Una pequeña parte de mí vive con la esperanza de encontrar, en medio de alguna revista, una carta comprometedora que revele la verdad sobre la muerte de Pedro Infante o algún amante oculto de Salinas de Gortari. De eso se trata la historia y la archivística: de vivir con la esperanza de encontrar joyas documentales.
Desde pequeño,
creía que ser historiador me llevaría a una vida de aventuras al estilo de
Indiana Jones: descifrando antiguos códigos que me conducirían a un secreto
escondido durante siglos, escapando de trampas y golpeando a un par de nazis.
Como muchos otros sueños de la infancia, resultó ser solo eso: un sueño.
Nos
enseñaron a ver la gestión de archivos como una ciencia digna de dedicarle
cuatro semestres, además de realizar diversas visitas a los archivos y
prácticas profesionales. Estas consistían en enfrentarnos a un montón de cajas
polvosas y papeles amarillentos en los que perfeccionábamos nuestro
conocimiento en paleografía y la técnica de clasificación archivística.

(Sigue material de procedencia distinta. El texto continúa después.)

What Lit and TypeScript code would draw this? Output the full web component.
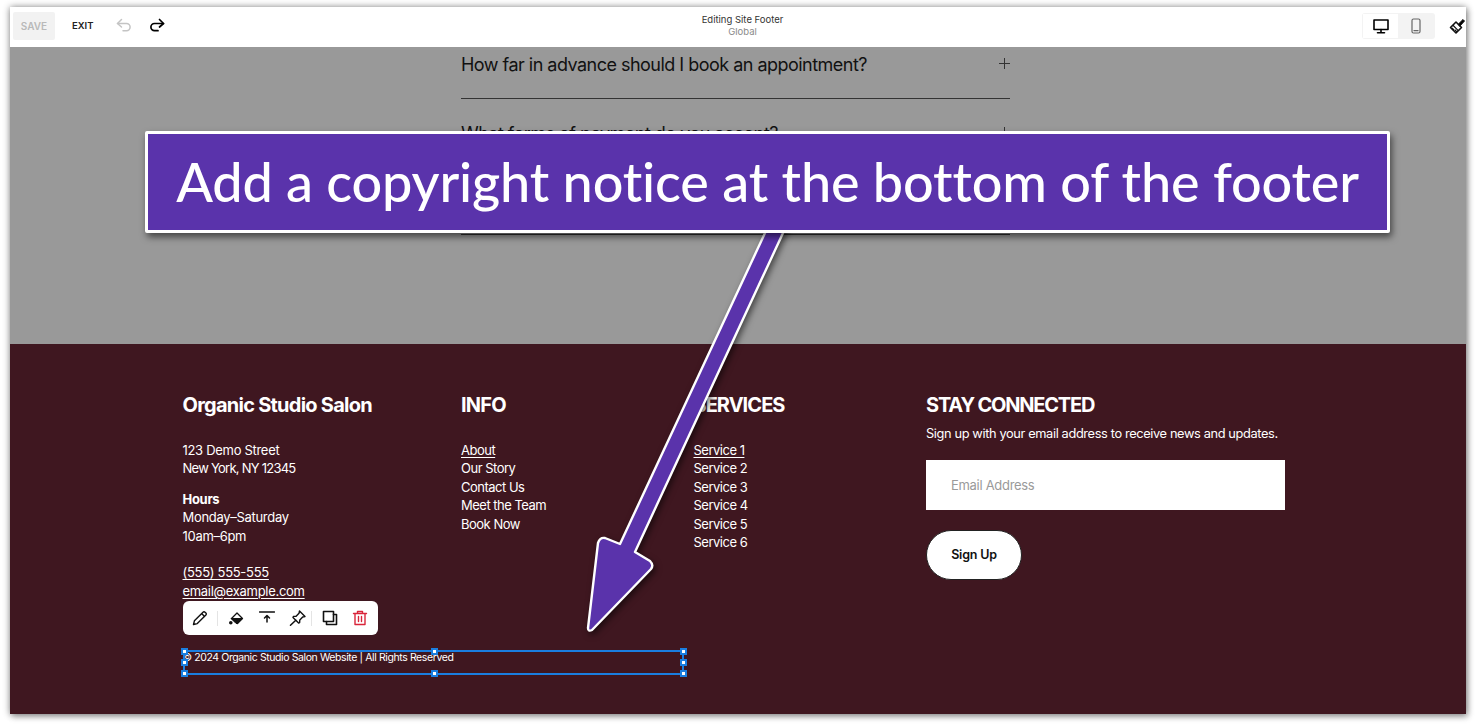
import { LitElement, html, css, svg } from "lit";
import { customElement } from "lit/decorators.js";

const ic = (w: number, h: number, body: unknown, cls = "") =>
  html`<svg class=${cls} width=${w} height=${h} viewBox="0 0 ${w} ${h}" fill="none" stroke="currentColor" stroke-width="1.5" stroke-linecap="round" stroke-linejoin="round">${body}</svg>`;

const plus = () => ic(11, 11, svg`<path d="M5.5 0 V11 M0 5.5 H11" stroke-width="1" stroke-linecap="butt"/>`);

@customElement("app-root")
export class AppRoot extends LitElement {
  static styles = css`
    :host { display: block; width: 1476px; height: 727px; background: #fff; font-family: "Inter", "Liberation Sans", sans-serif; overflow: hidden; position: relative; }
    .window { position: absolute; left: 10px; top: 7px; width: 1456px; height: 707px; display: flex; flex-direction: column; box-shadow: 0 0 7px rgba(0,0,0,.45), 2px 3px 6px rgba(0,0,0,.25); overflow: hidden; }
    .top { height: 40px; flex: none; box-sizing: border-box; padding-bottom: 2px; background: #fff; display: flex; align-items: center; position: relative; color: #111; }
    .save { margin-left: 3px; width: 42px; height: 28px; background: #f2f2f2; border-radius: 2px; color: #b9b9b9; font-size: 10px; font-weight: 600; display: flex; align-items: center; justify-content: center; }
    .exit { margin-left: 17px; font-size: 9.5px; font-weight: 600; color: #222; margin-bottom: 1px; }
    .undo { margin-left: 22px; color: #c4c4c4; display: flex; margin-bottom: 2px; }
    .redo { margin-left: 17px; color: #000; display: flex; margin-bottom: 2px; }
    .title { flex: none; width: 300px; margin-left: 428px; text-align: center; font-size: 9.5px; line-height: 12px; color: #333; }
    .title div + div { color: #8a8a8a; }
    .right { margin-left: auto; display: flex; align-items: center; gap: 14px; margin-right: -1px; }
    .toggle { width: 73px; height: 26px; background: #f3f3f3; border-radius: 3px; display: flex; padding: 1px; box-sizing: border-box; }
    .tg { flex: 1; display: flex; align-items: center; justify-content: center; }
    .tg.on { background: #fff; color: #000; flex: 0 0 35px; }
    .tg.off { color: #666; }
    .brush { display: flex; margin-right: 1px; }
    .faq { height: 297px; flex: none; background: #999; color: #111; box-sizing: border-box; padding-left: 451px; }
    .row { width: 549px; height: 68px; border-bottom: 1px solid #333; box-sizing: border-box; display: flex; justify-content: space-between; align-items: flex-start; font-size: 18px; letter-spacing: -0.52px; line-height: 22px; padding: 7px 0 0; }
    .row:first-child { height: 52px; }
    .row svg { margin-top: 4px; color: #333; }
    .row + .row { padding-top: 24px; }
    .footer { flex: 1; background: #3f1720; color: #fff; padding: 49px 0 0 172.5px; position: relative; }
    .cols { display: grid; grid-template-columns: 278.5px 232.5px 232.5px 360px; }
    h2 { margin: 0; font-size: 20px; line-height: 25px; font-weight: 700; letter-spacing: -0.75px; }
    h2.tight { letter-spacing: -1.2px; }
    h2.mid { letter-spacing: -0.95px; }
    .body { font-size: 13px; line-height: 18.5px; letter-spacing: -0.3px; margin-top: 22.6px; }
    .body.narrow { letter-spacing: -0.5px; }
    .body p { margin: 0 0 12px; }
    .body p.gap { margin-bottom: 18px; }
    .nums { letter-spacing: -0.75px; }
    u { text-underline-offset: 2px; text-decoration-thickness: 1px; }
    .body.sub { margin-top: 6px; font-size: 12.8px; letter-spacing: -0.37px; line-height: 20px; white-space: nowrap; }
    .input { margin-top: 16px; width: 359px; height: 50px; background: #fff; color: #9a9a9a; font-size: 13px; letter-spacing: -0.3px; display: flex; align-items: center; padding-left: 25px; box-sizing: border-box; }
    .btn { margin-top: 19.5px; width: 96px; height: 50px; border-radius: 25px; background: #fff; color: #111; border: 1px solid #222; box-sizing: border-box; font-size: 12.5px; letter-spacing: -0.2px; font-weight: 600; display: flex; align-items: center; justify-content: center; }
    .copy { font-size: 10.5px; line-height: 14px; letter-spacing: -0.4px; margin: 0; white-space: nowrap; }
    .copyWrap { margin-top: 51px; }
    .tools { position: absolute; left: 173px; top: 257px; width: 195px; height: 34px; background: #fff; border-radius: 6px; color: #111; display: flex; align-items: center; box-sizing: border-box; padding-left: 9px; }
    .tools svg { flex: none; }
    .sep { width: 1px; height: 15px; background: #e4e4e4; flex: none; }
    .sp { flex: none; }
    .del { color: #d9253a; display: flex; }
    .frame { position: absolute; left: 173px; top: 306px; width: 497px; height: 21px; border: 2px solid #1a7ee0; pointer-events: none; }
    .h { position: absolute; width: 3px; height: 3px; background: #fff; border: 2px solid #1a7ee0; }
    .callout { position: absolute; left: 145px; top: 131px; width: 1245px; height: 101.5px; box-sizing: border-box; border: 3px solid #fff; border-radius: 2px; background: #5a33ab; color: #fff; font-family: "Lato", sans-serif; font-size: 54px; font-weight: 500; letter-spacing: -0.16px; display: flex; align-items: center; justify-content: center; white-space: nowrap; box-shadow: 2px 4px 7px rgba(0,0,0,.55); }
    .arrow { position: absolute; left: 0; top: 0; filter: drop-shadow(2px 3px 3px rgba(0,0,0,.55)); }
  `;

  render() {
    const handles = [
      [-4, -4], [246, -4], [495, -4], [-4, 7], [495, 7], [-4, 18], [246, 18], [495, 18],
    ];
    return html`
      <div class="window">
        <div class="top">
          <div class="save">SAVE</div>
          <div class="exit">EXIT</div>
          <span class="undo">${ic(16, 14, svg`<path d="M5.5 1.5 L1.5 5.5 L5.5 9"/><path d="M1.5 5.5 H10.5 a3.6 3.6 0 0 1 0 7.2 H7"/>`)}</span>
          <span class="redo">${ic(16, 14, svg`<path d="M10.5 1.5 L14.5 5.5 L10.5 9" stroke-width="1.7"/><path d="M14.5 5.5 H5.5 a3.6 3.6 0 0 0 0 7.2 H9" stroke-width="1.7"/>`)}</span>
          <div class="title"><div>Editing Site Footer</div><div>Global</div></div>
          <div class="right">
            <div class="toggle">
              <div class="tg on">${ic(16, 15, svg`<rect x="1" y="1" width="14" height="9.5" stroke-width="1.6"/><path d="M8 10.5 V13.5 M4.5 13.8 H11.5" stroke-width="1.6"/>`)}</div>
              <div class="tg off">${ic(10, 16, svg`<rect x="1" y="1" width="8" height="14" rx="1.5" stroke-width="1.2"/><path d="M3 12.6 H7" stroke-width="1.4"/>`)}</div>
            </div>
            <span class="brush">${ic(17, 17, svg`<path d="M1.5 9.5 L7 4 L12.5 9.5 L7 15 Z" fill="#fff" stroke-width="1.6"/><path d="M4.2 7.5 L9 12.3 M4.5 11.5 L3.2 10.2 M7.5 13.5 L6 12" stroke-width="1.2"/><path d="M9.5 6 L14 1.5 L15.5 3 L11 8 Z" fill="#000" stroke-width="1"/>`)}</span>
          </div>
        </div>
        <div class="faq">
          <div class="row"><span>How far in advance should I book an appointment?</span>${plus()}</div>
          <div class="row"><span>What forms of payment do you accept?</span>${plus()}</div>
          <div class="row"></div>
        </div>
        <div class="footer">
          <div class="cols">
            <div>
              <h2>Organic Studio Salon</h2>
              <div class="body">
                <p>123 Demo Street<br /><span class="nums">New York, NY 12345</span></p>
                <p class="gap"><b>Hours</b><br />Monday–Saturday<br />10am–6pm</p>
                <p><u>(555) 555-555</u><br /><u>email@example.com</u></p>
              </div>
              <div class="copyWrap"><p class="copy">© 2024 Organic Studio Salon Website | All Rights Reserved</p></div>
            </div>
            <div>
              <h2>INFO</h2>
              <div class="body narrow"><u>About</u><br />Our Story<br />Contact Us<br />Meet the Team<br />Book Now</div>
            </div>
            <div>
              <h2 class="mid">SERVICES</h2>
              <div class="body narrow"><u>Service 1</u><br />Service 2<br />Service 3<br />Service 4<br />Service 5<br />Service 6</div>
            </div>
            <div>
              <h2 class="tight">STAY CONNECTED</h2>
              <div class="body sub">Sign up with your email address to receive news and updates.</div>
              <div class="input">Email Address</div>
              <div class="btn">Sign Up</div>
            </div>
          </div>
          <div class="tools">
            ${ic(16, 16, svg`<path d="M1.5 14.5 L2.4 10.8 L11 2.2 a1.4 1.4 0 0 1 2 0 L13.9 3.1 a1.4 1.4 0 0 1 0 2 L5.3 13.6 Z M9.7 3.6 L12.5 6.4" stroke-width="1.4"/>`)}
            <span class="sep" style="margin:0 10px 0 9px"></span>
            ${ic(16, 16, svg`<path d="M3.5 8.5 L9 3 L14.5 8.5 L9.5 13.5 Z" stroke-width="1.3"/><path d="M3.5 8.5 H14.5 L9.5 13.5 L8.5 13.5 Z" fill="currentColor" stroke-width="1"/><circle cx="2.8" cy="12.8" r="1.8" fill="currentColor" stroke="none"/>`)}
            <span class="sp" style="width:15px"></span>
            ${ic(16, 16, svg`<path d="M0.5 2 H15.5" stroke-width="1.5"/><path d="M8 12 V6 M5.5 8 L8 5.5 L10.5 8" stroke-width="1.5"/>`)}
            <span class="sp" style="width:14px"></span>
            ${ic(17, 16, svg`<path d="M10.5 1 L16 6.5 L13.7 7 L10.8 9.9 L10.6 12.6 L9.6 13 L4 7.4 L4.4 6.4 L7.1 6.2 L10 3.3 Z" stroke-width="1.4"/><path d="M6.8 10.2 L1.5 15.2" stroke-width="1.5"/>`)}
            <span class="sep" style="margin:0 10px 0 5px"></span>
            ${ic(16, 16, svg`<rect x="1.5" y="1.5" width="10" height="10" stroke-width="1.6"/><path d="M11.5 4.5 H14.5 V14.5 H4.5 V11.5" stroke-width="1.6"/>`)}
            <span class="sp" style="width:14px"></span>
            <span class="del">${ic(16, 16, svg`<path d="M1.5 3.5 H14.5 M5.5 3.5 V1.5 H10.5 V3.5 M3 3.5 V14.5 H13 V3.5 M6.5 6.5 V11.5 M9.5 6.5 V11.5" stroke-width="1.4"/>`)}</span>
          </div>
          <div class="frame">
            ${handles.map(([x, y]) => html`<span class="h" style="left:${x}px;top:${y}px"></span>`)}
          </div>
        </div>
      </div>
      <svg class="arrow" width="1476" height="727" viewBox="0 0 1476 727">
        <path d="M800 196 L783 233 L635 552 L650 561 Q654 565 651 569 L592 630 Q588 632 588 628 L598 543 Q600 537 605 538 L620 544 L765 233 L782 196 Z" fill="#5a33ab" stroke="#fff" stroke-width="2.4" stroke-linejoin="round"/>
      </svg>
      <div class="callout">Add a copyright notice at the bottom of the footer</div>
    `;
  }
}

Incluso
entonces, mantenía la esperanza de encontrar alguna pista de algún tesoro
antiguo, algo así como la historia y la ubicación perdida de los calzones
ceremoniales de Moctezuma.
El
problema con los archivos, es la percepción que tienen aquellos ajenos a la
historia como práctica. Aunque existe una ley federal de archivos destinada a
visibilizar su importancia, en el terreno de las realidades, no todas las
instituciones cuentan con las instalaciones o el interés para conservar toda su
papelería. Por ello, muchas veces un archivo es solo un cuarto donde se
amontona la mayor cantidad posible de cajas, y eso en los mejores casos. Que el
lugar esté libre de filtraciones de agua y humedad es un lujo que pocas
instituciones pueden darse. La realidad es que un archivo no es tan glamoroso;
en la práctica, se parece más a un trabajo de oficina, pero en bodegas frías y
oscuras, más semejantes a cuevas que a oficinas. Ahí estamos expuestos a
humedad, hongos, nubes de polvo de hace siglos, bichos, roedores, y de vez en
cuando algún que otro fantasma atrapado en un objeto personal que, por azar del
destino, terminó en la bodega. Así que, sí, la profesión también tiene sus
propios riesgos. En este punto, recomiendo no ser fumador, pero si lo eres,
también lo entiendo; perder el olfato es una gran ventaja al examinar algunas
cajas.
Actualmente
realizo mi servicio social en el Centro Universitario de Información y
Documentación (CUID) de la Universidad de Ciencias y Artes de Chiapas. Me
enfrento a la tarea de clasificar y capturar una hemeroteca con 160 cajas que
contienen desde periódicos y cómics hasta volantes publicitarios y una caja con
todos los catálogos primavera-verano de Flexi
de 2010 a 2015. Una pequeña parte de mí vive con la esperanza de encontrar,
en medio de alguna revista, una carta comprometedora que revele la verdad sobre
la muerte de Pedro Infante o algún amante oculto de Salinas de Gortari. De eso
se trata la historia y la archivística: de vivir con la esperanza de encontrar
joyas documentales.
El
archivo me ha enseñado ver que nunca se está realmente solo, gracias a eso he
aprendido a compartir espacio con murciélagos y fantasmas. El acuerdo
diplomático con los murciélagos es simple: ellos no defecan en mi escritorio, y
yo no los molesto mientras duermen; las negociaciones fueron un éxito. Por su
parte, el fantasma, de nombre Candelaria (el nombre venia incluido), no se ha
presentado a los diálogos; requeriría una ouija para entablar negociaciones.
Aunque
nos adoctrinaron con la idea de santificar los archivos como una ciencia, este
suele ser un trabajo más técnico y burocrático. Se trata de guardar papel y
crear más papel; en este mundo se escribe en exceso, y todo eso termina en los
archivos, perpetuando el ciclo absurdo que sustenta el orden de dominación
perfecta: la burocracia. Si bien ya no veo como una posibilidad el ser un explorador
de tesoros al aire libre, el trabajo de archivo tiene cierto encanto si nos
observamos como guardianes de algún secreto aún por descubrir, así como un
Indiana Jones godín. Además, esta rutina entre papeles, polvo y cajas es
también un ejercicio de retrospectiva al pasado, observar gradualmente la
historia del pensamiento. Tiene su lado bueno para aquellos que gustan de poca
luz del sol, silencios largos, y poco contacto humano. Borges fue feliz rodeado
de libros, uno tiene que aprender a ver lo bueno; pensar que parte del oficio
es construir puentes entre generaciones, rescatar fragmentos de historias que
esperan, silenciosas, a que llegue algún historiador chismoso a hurgar entre
hojas amarillentas y polvo sofocante.